Mikex24: You must show some attempt at this on your own...start by calculating P1 and P2, so that you cam determine the shears and moments just to the left of the knee, and/or the shears and moments at the support...

 

[mikex24]

i am able to find the shear forces on a normal beam which there are loads and there are two reactions on the two end of that beam but it is difficult to this one as it is an inclined frame and there is only loads and many planes. Also i try to find the forces but if the forces is only P1, P2, shear force and the moment how an equilibrium takes place?? all of the has direction down and which forces is upward?
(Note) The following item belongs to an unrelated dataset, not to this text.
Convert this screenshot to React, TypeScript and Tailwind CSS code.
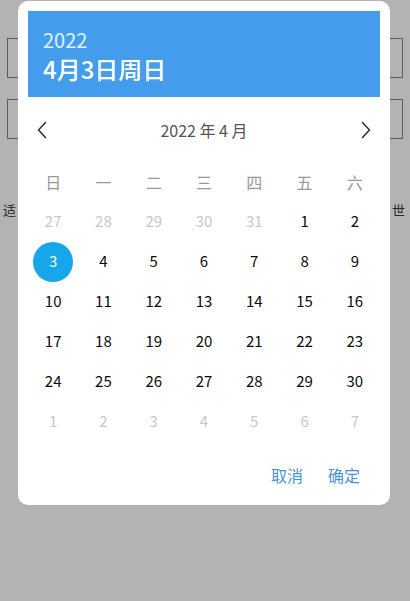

Also what is the aim of the other two forces on the down end of the frame for this stage? Also how can i determine the x for each force (the forces the aren't stable ) ? If i had a correct FBD it will be moore easier to solve it. sorry for my english.

 

[PhanthomJay]

i am able to find the shear forces on a normal beam which there are loads and there are two reactions on the two end of that beam but it is difficult to this one as it is an inclined frame and there is only loads and many planes. Also i try to find the forces but if the forces is only P1, P2, shear force and the moment how an equilibrium takes place?? all of the has direction down and which forces is upward? Also what is the aim of the other two forces on the down end of the frame for this stage? Also how can i determine the x for each force (the forces the aren't stable ) ? sorry for my english.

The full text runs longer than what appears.